Exercise:
Only the lines from the start of the data through the line with "margin-top: 24px;" belong in the copy. Restate them word for word, minus the pictures.

Source excerpt:
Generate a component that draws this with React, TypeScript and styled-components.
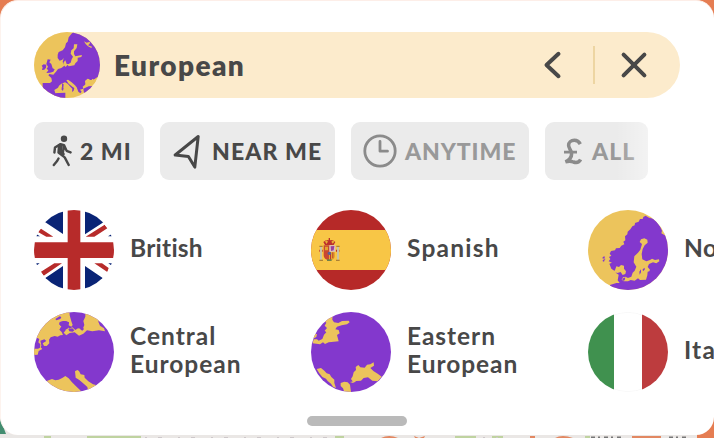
import React from "react";
import styled, { createGlobalStyle } from "styled-components";

const GlobalStyle = createGlobalStyle`
  * { box-sizing: border-box; }
  html, body { margin: 0; }
  body {
    width: 714px;
    height: 438px;
    overflow: hidden;
    font-family: Lato, "Liberation Sans", sans-serif;
    color: #484848;
  }
`;

const Page = styled.main`
  position: relative;
  width: 714px;
  height: 438px;
  overflow: hidden;
  background: #e57d52;
`;

const MapBackdrop = styled.svg`
  position: absolute;
  left: 0;
  bottom: 0;
`;

const Panel = styled.section`
  position: relative;
  display: flex;
  flex-direction: column;
  width: 714px;
  height: 435px;
  border-top: 1px solid #fdeee8;
  border-left: 1px solid #fdf3ee;
  border-radius: 18px;
  background: #fff;
  padding: 31px 0 9px 33px;
  overflow: hidden;
`;

const SearchBar = styled.header`
  display: flex;
  align-items: center;
  flex: none;
  width: 646px;
  height: 66px;
  border-radius: 33px;
  background: #fcebcc;
`;

const Title = styled.h1`
  margin: 0 auto 0 14px;
  font-size: 28px;
  line-height: 34px;
  font-weight: 800;
  letter-spacing: 1.4px;
`;

const IconButton = styled.button`
  display: grid;
  place-items: center;
  width: 86px;
  height: 66px;
  padding: 0 0 0 3px;
  border: 0;
  background: none;
  color: inherit;
`;

const CloseButton = styled(IconButton)`
  width: 77px;
  padding: 0;
  margin-right: 8px;
`;

const Divider = styled.span`
  width: 2px;
  height: 38px;
  background: #edd5a2;
`;

const Chips = styled.div`
  display: flex;
  flex: none;
  gap: 16px;
  position: relative;
  width: 614px;
  height: 58px;
  margin-top: 24px;

  &::after {
    content: "";
    position: absolute;
    right: 0;
    width: 32px;
    height: 58px;
    background: linear-gradient(90deg, #fff0, #fff6);
  }
`;

const Chip = styled.button<{ $width: number; $pad: number; $gap: number; $muted?: boolean; $spacing: number }>`
  display: flex;
  align-items: center;
  flex: none;
  gap: ${(p) => p.$gap}px;
  width: ${(p) => p.$width}px;
  height: 58px;
  padding: 0 0 0 ${(p) => p.$pad}px;
  border: 0;
  border-radius: 9px;
  background: #ebebeb;
  color: ${(p) => (p.$muted ? "#999" : "#484848")};
  font: 900 23px Lato, "Liberation Sans", sans-serif;
  letter-spacing: ${(p) => p.$spacing}px;
  white-space: nowrap;

  svg { flex: none; color: ${(p) => (p.$muted ? "#8b8b8b" : "#484848")}; }
`;

const CuisineGrid = styled.div`
  display: grid;
  flex: none;
  grid-template-columns: repeat(3, 277px);
  grid-auto-rows: 80px;
  row-gap: 22px;
  margin-top: 30px;
`;

const Cuisine = styled.div`
  display: flex;
  align-items: center;
  gap: 16px;
`;

const CuisineName = styled.span<{ $spacing: number }>`
  width: 140px;
  margin-top: -5px;
  font-size: 24.5px;
  line-height: 28px;
  font-weight: 700;
  letter-spacing: ${(p) => p.$spacing}px;
`;

const Handle = styled.div`
  align-self: center;
  width: 100px;
  height: 10px;
  margin-top: auto;
  margin-right: 35px;
  border-radius: 5px;
  background: #bababa;
`;

const Badge = styled.svg`
  display: block;
  flex: none;
  border-radius: 50%;
`;

const gold = "#ecc45c";
const violet = "#8338cd";

const EuropeGlobe = () => (
  <Badge width="66" height="66" viewBox="102 96 198 198">
    <rect x="102" y="96" width="198" height="198" fill={gold} />
    <path fill={violet} d="M220 96L214 102 206 112 203 125 198 130 195 142 188 151 176 156 173 164 173 174 179 182 187 179 191 174 188 186 193 197 184 204 174 207 168 215 160 224 148 222 145 226 154 234 156 244 150 249 128 249 128 264 142 278 158 286 166 280 163 270 174 263 177 257 184 251 195 247 203 251 211 260 217 266 216 276 221 272 223 264 218 261 206 251 199 241 204 239 214 246 225 256 230 262 235 275 241 280 245 275 240 269 250 266 248 260 258 252 255 244 263 236 272 240 276 236 281 239 289 233 300 228V96z" />
    <path fill={violet} d="M143 178L152 179 148 187 154 192 158 205 164 208 160 215 150 218 139 219 145 211 140 206 144 200 139 192zM131 193L139 194 138 203 133 209 126 210 128 202 125 197zM158 280L196 278V296H166zM186 250L191 253 190 264 186 262zM185 262L191 264 189 272 185 270zM250 266L266 259 280 258 290 249 290 262 265 280 252 278z" />
    <path fill={gold} d="M222 133L232 133 230 144 222 154 222 162 226 169 246 165 244 171 233 173 233 183 226 190 223 196 206 199 203 194 197 201 190 194 191 187 196 181 200 192 206 192 212 188 215 178 219 170 212 161 214 151 221 145zM252 124L260 128 270 125 269 131 264 136 276 140 274 144 264 139 257 132zM256 242L264 236 271 240 275 236 281 239 289 237 287 249 272 250 256 255zM214 276L201 271 199 274z" />
    <path fill={violet} d="M268 235L278 234 275 240 269 239zM201 187L207 185 207 190z" />
  </Badge>
);

const CentralGlobe = () => (
  <Badge width="80" height="80" viewBox="30 36 240 240">
    <rect x="30" y="36" width="240" height="240" fill={violet} />
    <path fill={gold} d="M30 30H136L137 46 142 64 146 75 142 80 134 76 135 67 128 64 118 63 107 66 105 73 112 79 106 89 113 96 117 105 109 106 101 110 92 108 80 112 75 119 76 130 68 138 52 137 50 142 55 147 44 153 41 164 28 165V146H42L48 143 49 133 43 127 46 117 36 112V30zM184 30H236V68L222 63 228 77 240 85 243 94 225 91 205 94 189 91 178 101 165 107 152 97 137 99 127 106 119 98 125 91 121 84 130 79 136 86 145 82 154 90 162 85 176 88 181 75 178 63 184 50zM68 243L84 237 94 241 104 239 116 233 124 228 134 235 144 247 156 259 168 270 175 280H68zM153 214L160 210 165 213 170 223 181 225 182 233 193 244 207 253 216 255 210 267 192 271 190 261 180 252 166 240 155 233z" />
    <path fill={violet} d="M94 57L107 49 112 51 109 57 97 61zM110 66L123 63 135 68 131 75 134 84 122 91 118 85 120 76 109 78zM133 87L145 85 151 91 146 95 136 94zM168 84L175 81 180 87 175 92 170 89zM49 122L61 118 67 123 56 130 60 137 53 140z" />
  </Badge>
);

const EasternGlobe = () => (
  <Badge width="80" height="80" viewBox="34 36 240 240">
    <rect x="34" y="36" width="240" height="240" fill={violet} />
    <path fill={gold} d="M74 54L99 44 98 59 103 67 116 69 127 63 147 62 150 67 142 73 126 76 112 80 107 88 117 90 120 100 112 105 117 124 87 127 76 132 70 127 61 133 39 130 42 118 52 118 57 122 68 117 73 104 80 97 75 92 82 84 75 77 80 68 72 61zM39 103L52 102 50 111 38 117zM51 207L64 204 74 212 81 220 90 223 95 231 104 239 104 249 109 264 100 260 94 251 84 243 79 236 68 231 59 220zM123 249L134 245 144 247 151 254 154 276 134 276 130 265 123 258zM154 237L159 229 162 217 169 210 168 201 176 195 182 202 195 203 202 194 212 193 222 187 223 197 212 204 221 213 234 221 246 230 234 244 218 242 205 232 192 234 184 242 170 243 162 248zM151 246L163 244 160 249z" />
  </Badge>
);

const NordicGlobe = () => (
  <Badge width="80" height="80" viewBox="24 30 240 240">
    <rect x="24" y="30" width="240" height="240" fill={gold} />
    <path fill={violet} d="M190 51L197 47 207 53 223 57 238 75 246 92 244 100 258 108 252 97 270 104V275H90V255L109 249 119 249 113 241 116 224 107 218 111 209 103 212 94 206 88 191 96 188 86 184 91 177 87 171 94 167 89 161 93 153 105 151 108 145 119 144 124 137 133 133 130 125 136 121 135 109 142 103 143 95 151 88 157 79 164 76 165 69 176 65 180 57 188 57z" />
    <path fill={violet} d="M68 171L74 169 74 175 68 176zM68 180L74 178 73 184 69 185zM72 176L76 176 75 180z" />
    <path fill={gold} d="M183 118L193 115 202 119 203 128 194 136 188 147 185 162 187 178 199 184 210 180 216 176 225 180 237 178 238 184 229 190 219 187 207 192 203 201 210 209 208 214 203 215 202 226 198 239 180 240 174 235 164 242 152 240 144 244 131 244 125 239 129 232 136 230 144 234 154 230 158 218 164 212 169 200 161 187 163 169 174 158 181 149 186 132 179 126zM103 216L109 199 117 201 123 195 132 197 132 206 138 214 136 222 128 225 122 216 112 219z" />
    <path fill={violet} d="M178 215L183 208 183 217 179 224zM188 208L194 203 194 209 189 214zM127 236L136 232 134 241 128 243z" />
  </Badge>
);

const BritishFlag = () => (
  <Badge width="80" height="80" viewBox="30 30 240 240">
    <rect x="30" y="30" width="240" height="240" fill="#fff" />
    <path fill="#0a2476" d="M30 30h87v72L64 67H30zM183 30h87v24l-34 14-53 35zM30 270h87v-72l-53 36H30zM183 270h87v-36h-34l-53-36zM30 98l18 11H35zM270 98l-18 11h18zM30 190h17l-17 12zM253 190h17v12z" />
    <path fill="#b72b2a" d="M131 30h38v97h101v47H169v96h-38v-96H30v-47h101zM51 86l37 24H67L42 96zM242 74l8 11-39 25h-26zM91 190h23l-55 37-8-12zM211 190h23l20 14-4 12z" />
  </Badge>
);

const SpanishFlag = () => (
  <Badge width="80" height="80" viewBox="34 30 240 240">
    <rect x="34" y="30" width="240" height="240" fill="#b62928" />
    <rect x="34" y="90" width="240" height="120" fill="#f8c646" />
    <path fill="#bc302c" d="M71 126l9-6 7 1v-7h4v7l8-1 8 6-5 9H76zM59 149h10v6H59zM109 149h10v6h-10z" />
    <path fill="#e8ad36" d="M76 124l5-3 4 4-5 7zM95 125l5-4 4 4-5 6z" />
    <path fill="#c8c3a8" d="M61 140h6v39h-6zM112 140h6v39h-6z" />
    <path fill="#ad8034" d="M59 137h10v4H59zM110 137h10v4h-10zM59 179h11v4H59zM109 179h11v4h-11z" />
    <path fill="#c84732" d="M72 136h18v19H72zM72 155h17v26c-10-1-17-7-17-15z" />
    <path fill="#d7c0c4" d="M89 136h18v19H89z" />
    <path fill="#9a409c" d="M93 139l11-1-2 13-8 2z" />
    <path fill="#e4a52f" d="M76 140h9v11h-9zM89 157h17v10c0 8-7 14-17 14z" />
    <path fill="#b83a30" d="M91 157h3v22h-3zM98 157h3v18h-3z" />
    <circle cx="89" cy="160" r="5" fill="#56609a" />
    <path fill="#728048" d="M82 178h14v5H82z" />
  </Badge>
);

const ItalianFlag = () => (
  <Badge width="80" height="80" viewBox="0 0 80 80">
    <circle cx="40" cy="40" r="39.7" fill="#fff" stroke="#eee" strokeWidth=".5" />
    <path fill="#40914f" d="M0 0h26v80H0z" />
    <path fill="#bd3c3e" d="M54 0h26v80H54z" />
  </Badge>
);

const Walker = () => (
  <svg width="20" height="34" viewBox="0 0 20 34">
    <circle cx="12" cy="4.8" r="3.2" fill="currentColor" />
    <g fill="none" stroke="currentColor" strokeWidth="2.4" strokeLinecap="round" strokeLinejoin="round">
      <path d="M2.4 18.5L3 13.5l5.5-3.4 3.5 1 2.6 5.7 4 1.6M7 12l-.5 6.6 6.2 4.8 4 7.6M12 12l-1.2 7M6.5 24.5l-1.6 2.8L1.8 31" />
      <path strokeWidth="3.6" d="M9 12.2l-.8 5.6 2.8 2.4" />
    </g>
  </svg>
);

const Arrow = () => (
  <svg width="28" height="36" viewBox="0 0 28 36" fill="none" stroke="currentColor" strokeWidth="3" strokeLinejoin="round">
    <path d="M25.2 3.5L2.2 22l13.2 1.4 6.4 10.7z" />
  </svg>
);

const Clock = () => (
  <svg width="34" height="34" viewBox="0 0 34 34" fill="none" stroke="currentColor" strokeWidth="2.8" strokeLinecap="round" strokeLinejoin="round">
    <circle cx="17" cy="17" r="15.2" />
    <path d="M17 7.5v9.7h7.5" />
  </svg>
);

const Pound = () => (
  <svg width="20" height="27" viewBox="0 0 20 27" fill="none" stroke="currentColor" strokeWidth="3.5">
    <path d="M17.3 6.1C16 3.5 13.9 2.3 11.4 2.3 7.9 2.3 5.6 4.4 5.6 7.3c0 2.5 2 4.4 2.7 6.8 1 4.3-1.1 7.7-5.9 9.8 3-.8 5.5-.9 8 .1 3 1.1 5.5.8 7.2-2.5" />
    <path strokeWidth="2.8" d="M1 14.2h13" />
  </svg>
);

const cuisines = [
  { name: "British", spacing: 0.25, Picture: BritishFlag },
  { name: "Spanish", spacing: 1.25, Picture: SpanishFlag },
  { name: "Nordic", spacing: 0.5, Picture: NordicGlobe },
  { name: "Central European", spacing: 1, Picture: CentralGlobe },
  { name: "Eastern European", spacing: 0.95, Picture: EasternGlobe },
  { name: "Italian", spacing: 1.2, Picture: ItalianFlag },
];

export default function App() {
  return (
    <Page>
      <GlobalStyle />
      <MapBackdrop width="714" height="40" viewBox="0 398 714 40">
        <path fill="#eae7e5" d="M0 398h697v40H0z" />
        <path fill="#438d70" d="M0 418l6 16H0z" />
        <path fill="#bfd3a0" d="M87 436h54v2H87zM44 436h7v2h-7zM335 436h9v2h-9zM455 436h21v2h-21zM492 436h11v2h-11zM585 436h5v2h-5z" />
        <path fill="#e28862" d="M381 438q8-4 17 0zM414 436l5 2 6-2-1 2h-9zM555 438q7-4 18 0zM632 436h29v2h-29zM530 436h5v2h-5z" />
        <path stroke="#777" strokeWidth="1.5" strokeDasharray="4 3 2 4" d="M591 437.2h31M669 437.2h18" />
        <path stroke="#cec8ca" strokeDasharray="2 11 4 16" d="M145 437.5h185M483 437.5h15" />
      </MapBackdrop>
      <Panel>
        <SearchBar>
          <EuropeGlobe />
          <Title>European</Title>
          <IconButton aria-label="Back">
            <svg width="20" height="30" viewBox="0 0 20 30" fill="none" stroke="currentColor" strokeWidth="4" strokeLinecap="round" strokeLinejoin="round">
              <path d="M16.5 3.8L4.5 15l12 11.2" />
            </svg>
          </IconButton>
          <Divider />
          <CloseButton aria-label="Close">
            <svg width="30" height="30" viewBox="0 0 30 30" stroke="currentColor" strokeWidth="4" strokeLinecap="round">
              <path d="M4.6 4.6l20.8 20.8M25.4 4.6L4.6 25.4" />
            </svg>
          </CloseButton>
        </SearchBar>
        <Chips>
          <Chip $width={110} $pad={18} $gap={8} $spacing={1}><Walker />2 MI</Chip>
          <Chip $width={175} $pad={13} $gap={11} $spacing={1.1}><Arrow />NEAR ME</Chip>
          <Chip $width={178} $pad={12} $gap={8} $spacing={0.9} $muted><Clock />ANYTIME</Chip>
          <Chip $width={103} $pad={18} $gap={9} $spacing={1} $muted><Pound />ALL</Chip>
        </Chips>
        <CuisineGrid>
          {cuisines.map(({ name, spacing, Picture }) => (
            <Cuisine key={name}>
              <Picture />
              <CuisineName $spacing={spacing}>{name}</CuisineName>
            </Cuisine>
          ))}
        </CuisineGrid>
        <Handle />
      </Panel>
    </Page>
  );
}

Output of the exercise:
Generate a component that draws this with React, TypeScript and styled-components.
import React from "react";
import styled, { createGlobalStyle } from "styled-components";

const GlobalStyle = createGlobalStyle`
  * { box-sizing: border-box; }
  html, body { margin: 0; }
  body {
    width: 714px;
    height: 438px;
    overflow: hidden;
    font-family: Lato, "Liberation Sans", sans-serif;
    color: #484848;
  }
`;

const Page = styled.main`
  position: relative;
  width: 714px;
  height: 438px;
  overflow: hidden;
  background: #e57d52;
`;

const MapBackdrop = styled.svg`
  position: absolute;
  left: 0;
  bottom: 0;
`;

const Panel = styled.section`
  position: relative;
  display: flex;
  flex-direction: column;
  width: 714px;
  height: 435px;
  border-top: 1px solid #fdeee8;
  border-left: 1px solid #fdf3ee;
  border-radius: 18px;
  background: #fff;
  padding: 31px 0 9px 33px;
  overflow: hidden;
`;

const SearchBar = styled.header`
  display: flex;
  align-items: center;
  flex: none;
  width: 646px;
  height: 66px;
  border-radius: 33px;
  background: #fcebcc;
`;

const Title = styled.h1`
  margin: 0 auto 0 14px;
  font-size: 28px;
  line-height: 34px;
  font-weight: 800;
  letter-spacing: 1.4px;
`;

const IconButton = styled.button`
  display: grid;
  place-items: center;
  width: 86px;
  height: 66px;
  padding: 0 0 0 3px;
  border: 0;
  background: none;
  color: inherit;
`;

const CloseButton = styled(IconButton)`
  width: 77px;
  padding: 0;
  margin-right: 8px;
`;

const Divider = styled.span`
  width: 2px;
  height: 38px;
  background: #edd5a2;
`;

const Chips = styled.div`
  display: flex;
  flex: none;
  gap: 16px;
  position: relative;
  width: 614px;
  height: 58px;
  margin-top: 24px;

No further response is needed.